Her enthusiasm and skill was certainly matched by the energy and malice of a group of people who took delight in destroying it. It is safe to assume that they were teenagers, and that they were male. Why make that assumption? Because a group of lads out on their bikes of an evening have been found vandalising other items created by decent people. This is the result of their efforts on this occasion.
Is there any point in blaming anyone apart from the perpetrators for this behaviour? Probably not. Blame won't get the sculpture rebuilt, nor will it remove the morons from the streets. Looking for culprits does, however, albeit in a negative way allow us to rant and rage like King Lear:
Blow, winds, and crack your cheeks! rage! blow!
You cataracts and hurricanoes, spout
Till you have drench'd our steeples, drown'd the cocks!
You sulphurous and thought-executing fires,
Vaunt-couriers to oak-cleaving thunderbolts,
Singe my white head!
The parents of the Wisbech vandals will be neither the first nor the last to lose control over their children, but there will a sad similarity between them. There will be no shortage of consumer goods in the home. There will be smartphones, large TV sets and satellite dishes. What there will NOT be is a coherent family group, with a father and a mother taking equal responsibility for parenting.
What about the police? The modern UK police force has NOT been stripped of numbers, despite what some people would have you believe. The graphic below is a screenshot of a Freedom Of Information request.
What the UK police force HAS been stripped of is a leadership determined to stick to time-honoured principles, those of solving crime and catching villains. Top police officers have been infected with the Common Purpose virus, which debilitates them and makes them more eager to dance to latest social justice tunes - gay rights and the pernicious BLM agenda - than to be bothered with criminal justice. The police in Wisbech will front up if there has been a murder or a serious RTA. Otherwise, they have little interest in a community under attack from anti social behaviour.
I have lived in Wisbech since the 1990s and I have to be honest and say that I cannot remember a time when the local council was a shining example of public responsibility and enlightened civic leadership. It is currently dominated by individuals who have chosen to become professional politicians - a suitable and necessary requirement for MPs perhaps, but at a very local level? I would much prefer that our town was being led by people with proven professional qualifications in industry, commerce or public service. Men and women who could bring their experience of 'the real world' to the relatively small-scale operation of running a town council.
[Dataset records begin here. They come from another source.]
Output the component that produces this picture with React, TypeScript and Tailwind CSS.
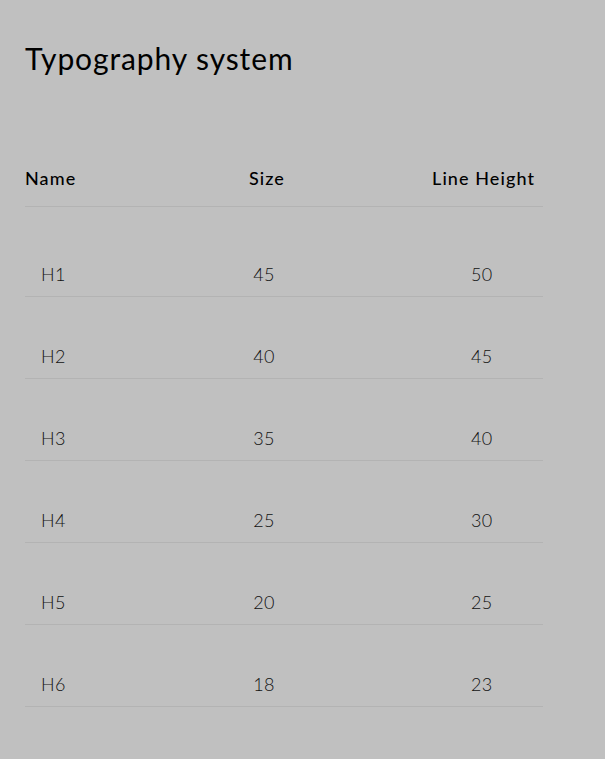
const rows = [
  { name: "H1", size: 45, lh: 50 },
  { name: "H2", size: 40, lh: 45 },
  { name: "H3", size: 35, lh: 40 },
  { name: "H4", size: 25, lh: 30 },
  { name: "H5", size: 20, lh: 25 },
  { name: "H6", size: 18, lh: 23 },
];

export default function App() {
  return (
    <div className="min-h-[759px] w-full bg-[#c0c0c0] px-[25px] pt-[40px] text-black font-['Lato','Noto_Sans',sans-serif]">
      <h1 className="text-[30px] leading-[36px] font-normal tracking-[0.03em]">Typography system</h1>

      <div className="mt-[90px] w-[518px]">
        <div className="grid grid-cols-[180px_120px_218px] border-b border-[#b3b3b3] pb-[16px] text-[18px] leading-[24px] font-medium tracking-[0.06em]">
          <div>Name</div>
          <div className="text-center pl-[4px]">Size</div>
          <div className="text-right pr-[8px]">Line Height</div>
        </div>

        <div className="pt-[8px]">
          {rows.map((r) => (
            <div
              key={r.name}
              className="grid grid-cols-[180px_120px_218px] border-b border-[#b3b3b3] pt-[47px] pb-[10px] text-[18px] leading-[24px] font-light text-[#111] tracking-[0.02em]"
            >
              <div className="pl-[16px]">{r.name}</div>
              <div className="text-center -ml-[2px]">{r.size}</div>
              <div className="pl-[146px]">{r.lh}</div>
            </div>
          ))}
        </div>
      </div>
    </div>
  );
}
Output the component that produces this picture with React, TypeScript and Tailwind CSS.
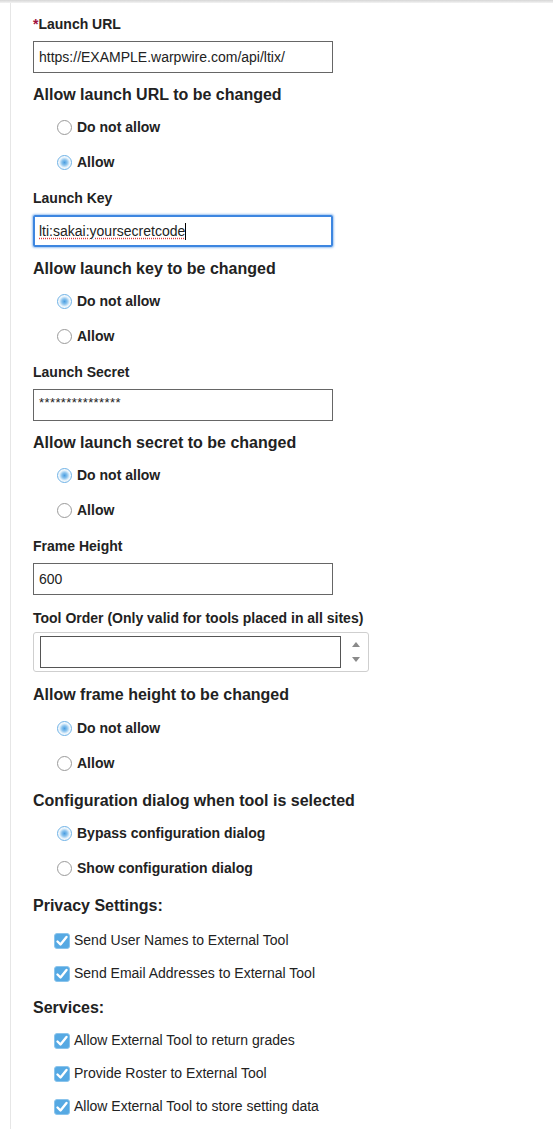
import React from 'react';

const font = "font-['Liberation_Sans',Arial,Helvetica,sans-serif]";

const Label = ({ children, className = '' }: { children: React.ReactNode; className?: string }) => (
  <div className={`h-[16px] leading-[16px] text-[14px] font-bold text-[#222] ${className}`}>{children}</div>
);

const Heading = ({ children, className = '' }: { children: React.ReactNode; className?: string }) => (
  <div className={`h-[20px] leading-[20px] text-[16px] font-bold text-[#222] ${className}`}>{children}</div>
);

const TextBox = ({ children, focused = false, className = '' }: { children?: React.ReactNode; focused?: boolean; className?: string }) => (
  <div
    className={
      focused
        ? `w-[300px] h-[32px] flex items-center pl-[5px] text-[14px] text-[#222] border-2 border-[#3d86e0] rounded-[2px] shadow-[0_0_2px_1px_rgba(80,150,230,0.55)] ${className}`
        : `w-[300px] h-[32px] flex items-center pl-[5px] text-[14px] text-[#222] border border-[#666] ${className}`
    }
  >
    {children}
  </div>
);

const Radio = ({ label, checked = false }: { label: string; checked?: boolean }) => (
  <div className="h-[35px] flex items-center pl-[24px]">
    {checked ? (
      <span className="w-[15px] h-[15px] rounded-full border border-[#6fb2e6] bg-[radial-gradient(circle,#4a9de0_0%,#8cc4ee_30%,#e6f2fb_55%,#ffffff_75%)] shrink-0" />
    ) : (
      <span className="w-[15px] h-[15px] rounded-full border border-[#9a9a9a] bg-white shrink-0" />
    )}
    <span className="ml-[5px] text-[14px] font-bold text-[#222]">{label}</span>
  </div>
);

const Check = ({ label }: { label: string }) => (
  <div className="h-[33px] flex items-center pl-[21px]">
    <span className="w-[16px] h-[16px] rounded-[3px] border border-[#8ac4ec] bg-[#56a9e3] flex items-center justify-center shrink-0">
      <svg width="14" height="14" viewBox="0 0 14 14">
        <path d="M2.5 7.5 L5.5 10.5 L11.5 3" fill="none" stroke="#fff" strokeWidth="2.4" strokeLinecap="round" strokeLinejoin="round" />
      </svg>
    </span>
    <span className="ml-[4px] text-[14px] text-[#222]">{label}</span>
  </div>
);

export default function App() {
  return (
    <div className={`min-h-screen bg-white ${font}`}>
      <div className="h-[3px] bg-gradient-to-b from-[#d6d6d6] to-[#f3f3f3]" />
      <div className="flex">
        <div className="w-[10px] shrink-0" />
        <div className="flex-1 border-l border-[#e6e6e6] pl-[22px] pt-[13px] pb-[10px]">
          {/* Launch URL */}
          <Label>
            <span className="text-[#a1123e]">*</span>Launch URL
          </Label>
          <TextBox className="mt-[9px]">https://EXAMPLE.warpwire.com/api/ltix/</TextBox>
          <Heading className="mt-[12px]">Allow launch URL to be changed</Heading>
          <div className="mt-[5px]">
            <Radio label="Do not allow" />
            <Radio label="Allow" checked />
          </div>

          {/* Launch Key */}
          <Label className="mt-[10px]">Launch Key</Label>
          <TextBox className="mt-[9px]" focused>
            <span className="underline decoration-dotted decoration-[#e03a3a] underline-offset-2 ml-[-1px]">lti:sakai:yoursecretcode</span>
            <span className="w-px h-[17px] bg-black" />
          </TextBox>
          <Heading className="mt-[12px]">Allow launch key to be changed</Heading>
          <div className="mt-[5px]">
            <Radio label="Do not allow" checked />
            <Radio label="Allow" />
          </div>

          {/* Launch Secret */}
          <Label className="mt-[10px]">Launch Secret</Label>
          <TextBox className="mt-[9px]">
            <span className="text-[13px] tracking-[0.4px] -mt-[4px]">***************</span>
          </TextBox>
          <Heading className="mt-[12px]">Allow launch secret to be changed</Heading>
          <div className="mt-[5px]">
            <Radio label="Do not allow" checked />
            <Radio label="Allow" />
          </div>

          {/* Frame Height */}
          <Label className="mt-[10px]">Frame Height</Label>
          <TextBox className="mt-[9px]">600</TextBox>

          <Label className="mt-[15px]">Tool Order (Only valid for tools placed in all sites)</Label>
          <div className="mt-[6px] w-[336px] h-[40px] flex items-center border border-[#cfcfcf] rounded-[3px] pl-[6px]">
            <div className="w-[301px] h-[32px] border border-[#555] bg-white" />
            <div className="flex-1 h-full flex flex-col items-center justify-between py-[9px] pl-[2px]">
              <svg width="8" height="5" viewBox="0 0 8 5">
                <path d="M0 5 L4 0 L8 5 Z" fill="#8a8a8a" />
              </svg>
              <svg width="8" height="5" viewBox="0 0 8 5">
                <path d="M0 0 L4 5 L8 0 Z" fill="#8a8a8a" />
              </svg>
            </div>
          </div>

          <Heading className="mt-[13px]">Allow frame height to be changed</Heading>
          <div className="mt-[6px]">
            <Radio label="Do not allow" checked />
            <Radio label="Allow" />
          </div>

          <Heading className="mt-[10px]">Configuration dialog when tool is selected</Heading>
          <div className="mt-[5px]">
            <Radio label="Bypass configuration dialog" checked />
            <Radio label="Show configuration dialog" />
          </div>

          <Heading className="mt-[10px]">Privacy Settings:</Heading>
          <div className="mt-[8px]">
            <Check label="Send User Names to External Tool" />
            <Check label="Send Email Addresses to External Tool" />
          </div>

          <Heading className="mt-[8px]">Services:</Heading>
          <div className="mt-[6px]">
            <Check label="Allow External Tool to return grades" />
            <Check label="Provide Roster to External Tool" />
            <Check label="Allow External Tool to store setting data" />
          </div>
        </div>
      </div>
    </div>
  );
}
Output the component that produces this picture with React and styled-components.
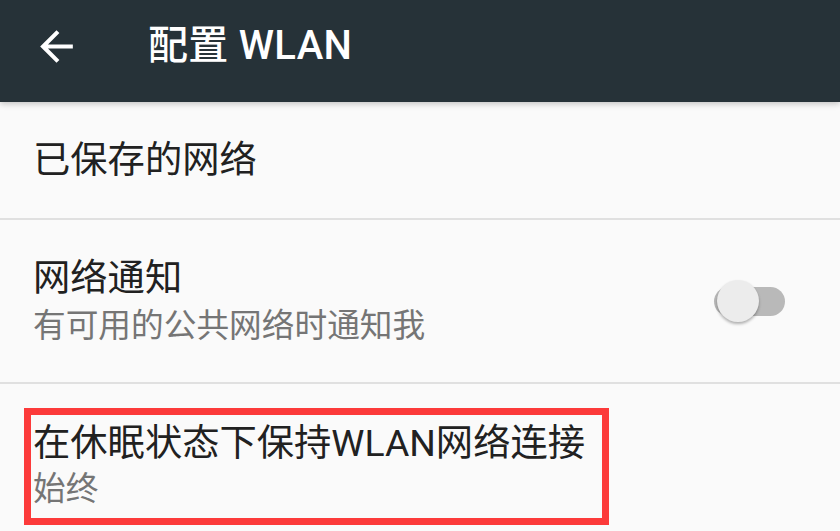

What do we actually have, and how does this impinge on the original matter of vandalism? We have a town council led by people with no other visible means of support than an income from local government allowances and expenses. It is a matter of public record that they are indifferent to the effects of anti-social behaviour. They have actively opposed any attempts to diminish the scourge of public drinking and the consequent fouling of open spaces in the town. Why then, should they be bothered by a few teenagers with room-temperature IQ, smashing up something beautiful? No reason at all. No reason to demand better from the local police force. No reason to disturb the bizarre Status Quo in Wisbech, which results in them being re-elected time after time after time, despite their lack of interest in the town or its problems.